(Stored items from a collection)
+===+

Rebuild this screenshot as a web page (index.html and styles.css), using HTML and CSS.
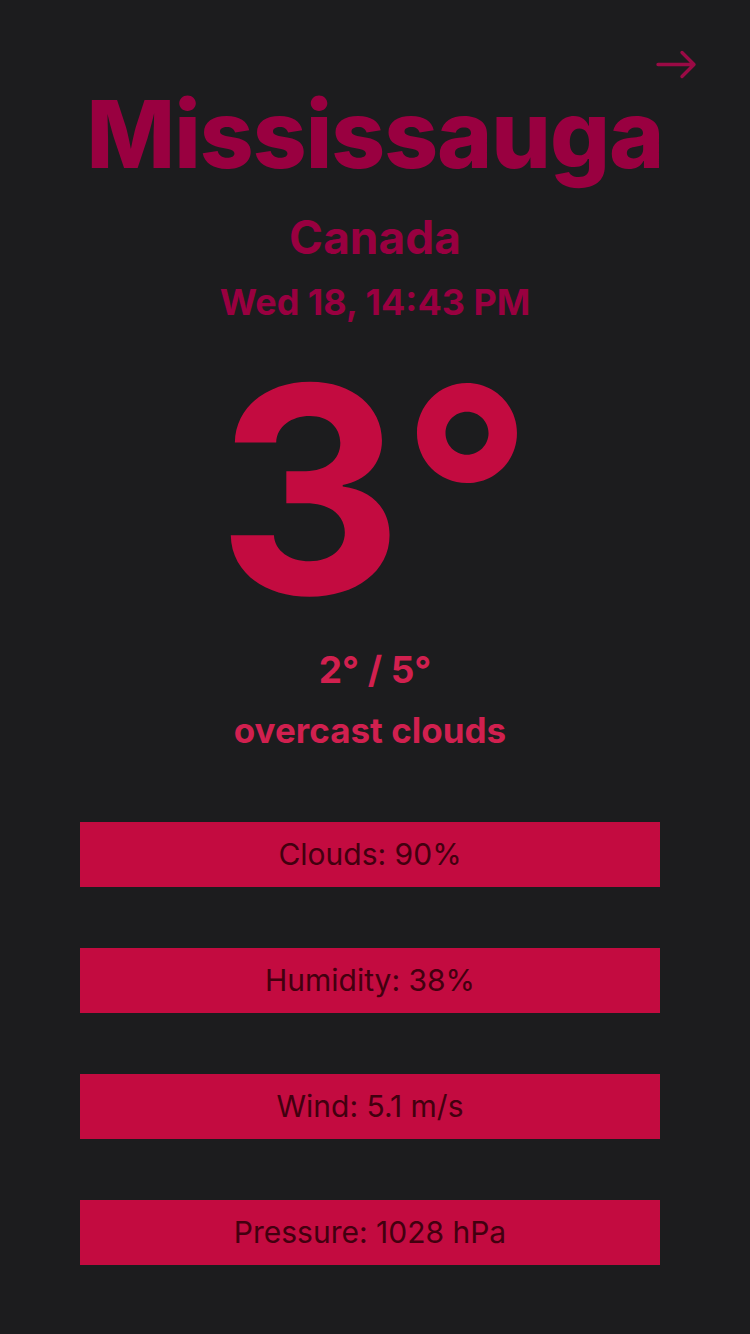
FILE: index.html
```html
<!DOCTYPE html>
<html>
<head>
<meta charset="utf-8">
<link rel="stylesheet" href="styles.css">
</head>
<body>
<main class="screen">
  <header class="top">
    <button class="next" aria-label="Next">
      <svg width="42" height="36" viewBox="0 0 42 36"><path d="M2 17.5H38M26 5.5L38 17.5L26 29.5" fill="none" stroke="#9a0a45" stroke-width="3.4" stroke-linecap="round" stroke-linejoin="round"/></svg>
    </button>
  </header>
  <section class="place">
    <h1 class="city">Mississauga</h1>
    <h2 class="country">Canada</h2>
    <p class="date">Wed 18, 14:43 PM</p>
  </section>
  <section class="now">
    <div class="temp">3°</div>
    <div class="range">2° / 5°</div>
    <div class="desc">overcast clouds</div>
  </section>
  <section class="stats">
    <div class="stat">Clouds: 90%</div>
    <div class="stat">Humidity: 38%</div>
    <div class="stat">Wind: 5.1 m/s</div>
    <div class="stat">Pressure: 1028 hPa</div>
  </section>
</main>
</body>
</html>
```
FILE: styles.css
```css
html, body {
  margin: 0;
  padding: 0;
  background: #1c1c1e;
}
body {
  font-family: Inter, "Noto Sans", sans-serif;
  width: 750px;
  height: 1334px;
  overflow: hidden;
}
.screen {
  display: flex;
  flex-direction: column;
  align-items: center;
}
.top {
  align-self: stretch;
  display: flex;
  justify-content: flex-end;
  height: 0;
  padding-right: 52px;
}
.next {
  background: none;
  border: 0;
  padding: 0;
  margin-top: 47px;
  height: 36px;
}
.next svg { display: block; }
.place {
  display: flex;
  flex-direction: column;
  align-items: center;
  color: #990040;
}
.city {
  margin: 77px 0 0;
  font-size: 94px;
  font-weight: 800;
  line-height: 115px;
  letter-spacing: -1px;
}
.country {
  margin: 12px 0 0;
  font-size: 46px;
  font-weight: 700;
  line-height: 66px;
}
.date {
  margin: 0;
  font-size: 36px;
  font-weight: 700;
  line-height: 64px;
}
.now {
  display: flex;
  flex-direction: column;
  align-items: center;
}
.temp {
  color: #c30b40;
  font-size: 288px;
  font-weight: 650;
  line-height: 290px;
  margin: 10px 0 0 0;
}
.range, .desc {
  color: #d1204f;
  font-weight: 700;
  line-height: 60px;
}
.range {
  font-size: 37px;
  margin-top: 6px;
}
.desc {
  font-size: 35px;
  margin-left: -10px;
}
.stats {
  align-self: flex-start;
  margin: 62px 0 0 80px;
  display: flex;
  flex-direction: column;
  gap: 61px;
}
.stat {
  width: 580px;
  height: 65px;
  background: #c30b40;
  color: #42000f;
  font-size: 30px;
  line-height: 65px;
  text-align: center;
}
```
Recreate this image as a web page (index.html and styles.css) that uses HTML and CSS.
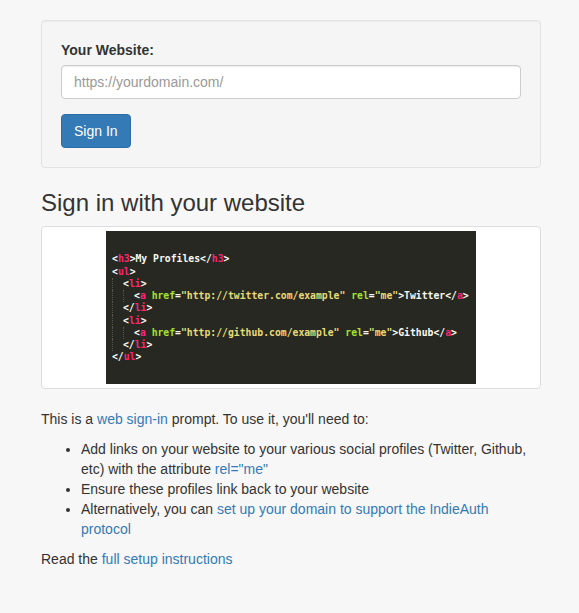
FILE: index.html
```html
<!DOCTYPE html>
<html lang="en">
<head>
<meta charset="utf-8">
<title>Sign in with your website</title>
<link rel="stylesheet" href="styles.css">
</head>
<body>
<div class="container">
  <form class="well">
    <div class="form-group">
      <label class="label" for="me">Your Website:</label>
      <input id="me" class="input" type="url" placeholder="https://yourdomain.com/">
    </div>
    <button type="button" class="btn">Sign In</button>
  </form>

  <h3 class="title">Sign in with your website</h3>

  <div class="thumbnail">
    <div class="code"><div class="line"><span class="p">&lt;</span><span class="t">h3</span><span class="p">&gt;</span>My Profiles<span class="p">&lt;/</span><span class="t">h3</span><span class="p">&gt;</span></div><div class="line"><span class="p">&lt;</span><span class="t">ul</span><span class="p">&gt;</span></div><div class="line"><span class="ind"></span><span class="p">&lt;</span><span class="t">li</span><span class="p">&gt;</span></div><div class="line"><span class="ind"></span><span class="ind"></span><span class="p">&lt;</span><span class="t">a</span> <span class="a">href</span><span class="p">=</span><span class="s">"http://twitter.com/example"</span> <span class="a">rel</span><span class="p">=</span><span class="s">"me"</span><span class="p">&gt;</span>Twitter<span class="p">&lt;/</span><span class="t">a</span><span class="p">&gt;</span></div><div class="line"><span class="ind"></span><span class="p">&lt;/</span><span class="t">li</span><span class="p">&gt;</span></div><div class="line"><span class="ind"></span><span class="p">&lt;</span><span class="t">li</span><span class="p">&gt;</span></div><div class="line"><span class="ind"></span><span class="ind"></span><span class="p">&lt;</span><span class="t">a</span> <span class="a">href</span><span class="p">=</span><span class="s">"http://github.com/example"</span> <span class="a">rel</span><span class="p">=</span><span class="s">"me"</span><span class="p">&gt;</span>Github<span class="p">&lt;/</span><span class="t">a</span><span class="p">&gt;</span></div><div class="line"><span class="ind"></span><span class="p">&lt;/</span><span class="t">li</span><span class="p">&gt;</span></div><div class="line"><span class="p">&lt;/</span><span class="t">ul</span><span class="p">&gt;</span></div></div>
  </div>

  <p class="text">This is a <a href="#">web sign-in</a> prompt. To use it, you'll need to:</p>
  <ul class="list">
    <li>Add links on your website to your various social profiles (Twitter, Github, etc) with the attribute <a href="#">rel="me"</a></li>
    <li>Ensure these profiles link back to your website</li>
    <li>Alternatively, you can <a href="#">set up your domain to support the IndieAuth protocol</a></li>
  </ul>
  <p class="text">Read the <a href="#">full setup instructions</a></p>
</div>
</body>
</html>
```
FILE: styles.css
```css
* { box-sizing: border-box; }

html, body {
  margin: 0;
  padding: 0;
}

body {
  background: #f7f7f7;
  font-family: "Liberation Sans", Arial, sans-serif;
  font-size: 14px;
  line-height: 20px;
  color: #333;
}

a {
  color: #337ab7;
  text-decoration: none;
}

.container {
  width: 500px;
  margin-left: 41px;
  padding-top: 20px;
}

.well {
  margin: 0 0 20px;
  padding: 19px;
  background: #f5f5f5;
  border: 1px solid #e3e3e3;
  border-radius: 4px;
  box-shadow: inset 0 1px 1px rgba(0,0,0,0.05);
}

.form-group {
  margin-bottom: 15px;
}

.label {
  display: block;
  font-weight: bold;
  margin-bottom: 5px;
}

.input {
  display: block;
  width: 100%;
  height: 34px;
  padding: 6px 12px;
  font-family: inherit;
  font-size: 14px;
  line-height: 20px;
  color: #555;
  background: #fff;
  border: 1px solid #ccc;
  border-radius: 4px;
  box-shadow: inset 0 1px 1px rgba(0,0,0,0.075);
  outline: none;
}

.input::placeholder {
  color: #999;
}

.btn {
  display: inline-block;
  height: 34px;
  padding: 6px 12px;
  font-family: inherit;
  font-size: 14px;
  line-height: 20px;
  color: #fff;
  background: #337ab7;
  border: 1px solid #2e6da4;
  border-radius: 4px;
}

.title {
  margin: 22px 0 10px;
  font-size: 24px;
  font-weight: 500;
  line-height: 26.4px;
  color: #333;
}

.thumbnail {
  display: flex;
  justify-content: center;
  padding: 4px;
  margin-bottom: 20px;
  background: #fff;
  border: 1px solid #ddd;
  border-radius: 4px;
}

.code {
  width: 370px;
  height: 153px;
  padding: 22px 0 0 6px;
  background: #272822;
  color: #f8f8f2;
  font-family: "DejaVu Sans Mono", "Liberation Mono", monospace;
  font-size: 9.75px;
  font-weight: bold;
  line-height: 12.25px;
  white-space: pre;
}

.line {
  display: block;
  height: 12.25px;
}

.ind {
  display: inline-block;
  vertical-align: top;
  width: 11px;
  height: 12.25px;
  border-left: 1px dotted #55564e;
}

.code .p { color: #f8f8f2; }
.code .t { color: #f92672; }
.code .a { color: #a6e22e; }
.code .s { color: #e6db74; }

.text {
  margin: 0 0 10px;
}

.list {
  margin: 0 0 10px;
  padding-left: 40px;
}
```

+===+

Pick out the lines above containing the word "index", then copy them.

- TASK OUTPUT
Rebuild this screenshot as a web page (index.html and styles.css), using HTML and CSS.
FILE: index.html
Recreate this image as a web page (index.html and styles.css) that uses HTML and CSS.
FILE: index.html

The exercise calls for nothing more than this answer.